The PI framework categorizes reasoning into six types and uses attention maps to identify that verification and backtracking steps receive minimal downstream attention. Selecting only high-attention steps preserves accuracy while cutting reasoning length substantially.
ReAct demonstrates that alternating verbal reasoning with external tool queries (Wikipedia API, environment interaction) prevents error propagation by injecting real-world feedback at each step. On knowledge-intensive and interactive tasks, this approach outperforms pure chain-of-thought and reinforcement learning by 10-34% absolute accuracy.
Task accuracy peaks at intermediate CoT length, with optimal length increasing alongside task difficulty but decreasing with model capability. RL training naturally gravitates toward shorter chains as models improve, revealing that simplicity emerges from reward signals rather than explicit training.

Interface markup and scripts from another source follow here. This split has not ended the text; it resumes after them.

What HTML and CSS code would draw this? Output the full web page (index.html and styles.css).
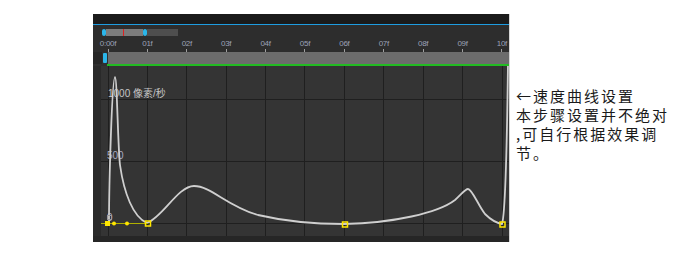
FILE: index.html
```html
<!DOCTYPE html>
<html lang="zh-CN">
<head>
    <meta charset="UTF-8">
    <title>速度曲线设置</title>
    <link rel="stylesheet" href="styles.css">
</head>
<body>

<div class="page">
    <div class="panel">
        <div class="topbar"></div>
        <div class="ruler">
            <div class="mini-scroll">
                <span class="handle"></span>
                <span class="range"><i class="playhead"></i></span>
                <span class="handle"></span>
                <span class="rest"></span>
            </div>
            <ul class="frames">
                <li>0:00f</li>
                <li>01f</li>
                <li>02f</li>
                <li>03f</li>
                <li>04f</li>
                <li>05f</li>
                <li>06f</li>
                <li>07f</li>
                <li>08f</li>
                <li>09f</li>
                <li>10f</li>
            </ul>
        </div>
        <div class="track">
            <span class="track-left"></span>
            <span class="track-handle"></span>
            <span class="track-bar"></span>
        </div>
        <div class="green-line"></div>
        <svg class="graph" width="416" height="170" viewBox="0 0 416 170">
            <rect x="0" y="0" width="8" height="170" fill="#2a2a2a"/>
            <g transform="translate(0 -1)">
                <g stroke="#1f1f1f" stroke-width="1">
                    <line x1="8" y1="34.5" x2="416" y2="34.5"/>
                    <line x1="8" y1="96.5" x2="416" y2="96.5"/>
                    <line x1="8" y1="158.5" x2="416" y2="158.5"/>
                    <line x1="15.5" y1="0" x2="15.5" y2="171"/>
                    <line x1="54.5" y1="0" x2="54.5" y2="171"/>
                    <line x1="93.5" y1="0" x2="93.5" y2="171"/>
                    <line x1="133.5" y1="0" x2="133.5" y2="171"/>
                    <line x1="172.5" y1="0" x2="172.5" y2="171"/>
                    <line x1="211.5" y1="0" x2="211.5" y2="171"/>
                    <line x1="251.5" y1="0" x2="251.5" y2="171"/>
                    <line x1="290.5" y1="0" x2="290.5" y2="171"/>
                    <line x1="330.5" y1="0" x2="330.5" y2="171"/>
                    <line x1="369.5" y1="0" x2="369.5" y2="171"/>
                    <line x1="409.5" y1="0" x2="409.5" y2="171"/>
                </g>
                <text class="axis-label" x="15" y="32">1000 像素/秒</text>
                <text class="axis-label dim" x="14" y="94">500</text>
                <text class="axis-label dim" x="14" y="156">0</text>

                <!-- speed curve -->
                <path d="M 16 157 C 16 120, 19 12, 22 12 C 24 12, 25 85, 27 100 C 31 128, 40 152, 54 158
                         C 70 152, 85 121, 101 121 C 118 121, 135 142, 165 150 C 195 157, 230 159, 251 159
                         C 300 158, 345 148, 362 135 C 368 130, 372 124, 375 124 C 379 124, 385 140, 392 149
                         C 398 155, 404 158, 409 159 C 412 150, 414 80, 415 -2"
                      fill="none" stroke="#cfcfcf" stroke-width="1.8"/>

                <!-- keyframes -->
                <line x1="8" y1="158.5" x2="55" y2="158.5" stroke="#b0b000" stroke-width="1"/>
                <rect x="14.5" y="150.5" width="4" height="4" fill="none" stroke="#9a9a9a" stroke-width="1"/>
                <rect x="12" y="156" width="5" height="5" fill="#ffe600"/>
                <circle cx="21" cy="158.5" r="2" fill="#ffe600"/>
                <circle cx="34" cy="158.5" r="2" fill="#ffe600"/>
                <rect x="52.5" y="156" width="5" height="5" fill="none" stroke="#ffe600" stroke-width="1.5"/>
                <rect x="249.5" y="157" width="5" height="5" fill="none" stroke="#ffe600" stroke-width="1.5"/>
                <rect x="407" y="157" width="5" height="5" fill="none" stroke="#ffe600" stroke-width="1.5"/>
            </g>
        </svg>
        <div class="bottombar"></div>
    </div>

    <div class="note">
        <p>←速度曲线设置</p>
        <p>本步骤设置并不绝对</p>
        <p>,可自行根据效果调</p>
        <p>节。</p>
    </div>
</div>

</body>
</html>
```

FILE: styles.css
```css
html, body, div, ul, li, p, span {
    margin: 0;
    padding: 0;
}
body {
    background-color: #ffffff;
    font-family: "Liberation Sans", "Noto Sans CJK SC", sans-serif;
}
.page {
    display: flex;
    align-items: flex-start;
    padding: 14px 0 0 93px;
}
.panel {
    width: 416px;
    display: flex;
    flex-direction: column;
    background-color: #2f2f2f;
    border-right: 1px solid #d6d6d6;
}
.topbar {
    height: 10px;
    background-color: #1b1b1b;
    border-bottom: 1px solid #1e9ce0;
}
.ruler {
    height: 27px;
    padding-top: 4px;
    box-sizing: border-box;
    background-color: #2d2d2d;
}
.mini-scroll {
    display: flex;
    width: 76px;
    height: 7px;
    margin-left: 9px;
}
.mini-scroll .handle {
    width: 4px;
    background-color: #2bb6ea;
    border-radius: 2px;
}
.mini-scroll .range {
    width: 37px;
    background-color: #7c7c7c;
    position: relative;
}
.mini-scroll .playhead {
    position: absolute;
    left: 17px;
    top: 0;
    width: 1px;
    height: 7px;
    background-color: #e02020;
}
.mini-scroll .rest {
    flex: 1;
    background-color: #4e4e4e;
}
ul.frames {
    list-style-type: none;
    display: flex;
    margin: 3px 0 0 -4.7px;
}
.frames>li {
    flex: none;
    width: 39.4px;
    text-align: center;
    font-size: 8px;
    line-height: 9px;
    color: #9ca1b6;
    letter-spacing: -0.3px;
}
.frames>li::after {
    content: "";
    display: block;
    width: 1px;
    height: 3px;
    margin: 1px auto 0;
    background-color: #a0a0a0;
}
.track {
    display: flex;
    height: 12px;
}
.track-left {
    width: 9px;
    background-color: #262626;
}
.track-handle {
    width: 4px;
    margin: 1px 1px;
    background-color: #2bb6ea;
    border-radius: 1px;
}
.track-bar {
    flex: 1;
    background-color: #6c6c6c;
}
.green-line {
    height: 2px;
    margin-left: 14px;
    background-color: #22bb22;
}
.graph {
    display: block;
    background-color: #343434;
}
.axis-label {
    font-family: "Liberation Sans", "Noto Sans CJK SC", sans-serif;
    font-size: 10px;
    fill: #c6c6c6;
}
.axis-label.dim {
    fill: #a9a9c0;
}
.bottombar {
    height: 6px;
    background-color: #262626;
}
.note {
    margin-left: 6px;
    padding-top: 72px;
    font-family: "Noto Sans CJK SC", sans-serif;
    font-size: 15px;
    line-height: 19px;
    letter-spacing: 2px;
    color: #1a1a1a;
}
```
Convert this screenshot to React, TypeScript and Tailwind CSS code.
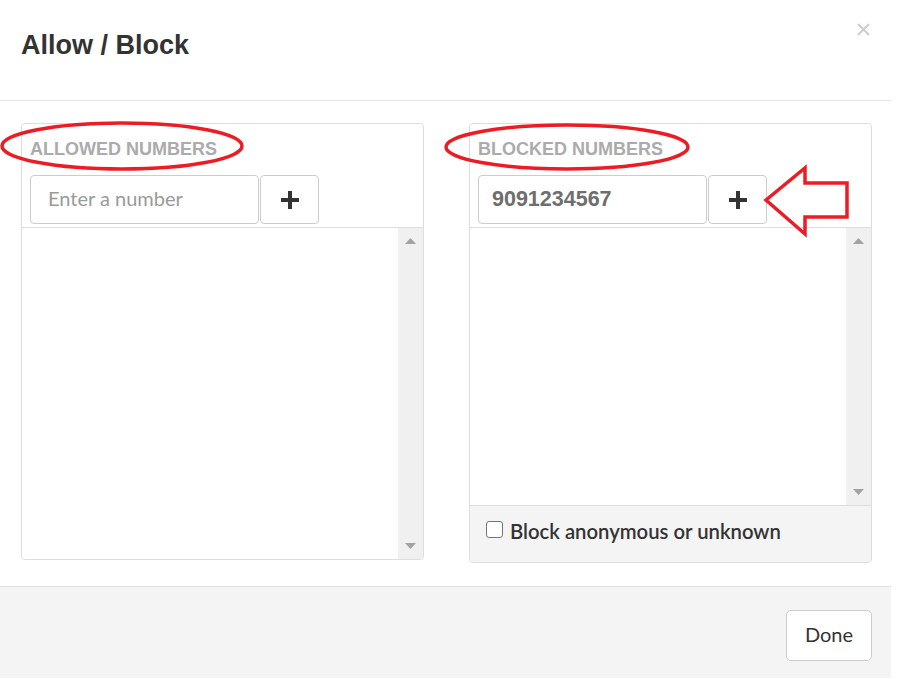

Controlled A* maze experiments show trace length correlates with difficulty only in-distribution but decouples entirely out-of-distribution. Trace length primarily reflects recall of training schemas, not adaptive computation.
Across four game-based tasks, reasoning models scored below 25% on exception rules versus 55–65% for non-reasoning models. Chain-of-thought introduces math overuse, overgeneralization, and hallucinated constraints that amplify errors in negative evidence recognition.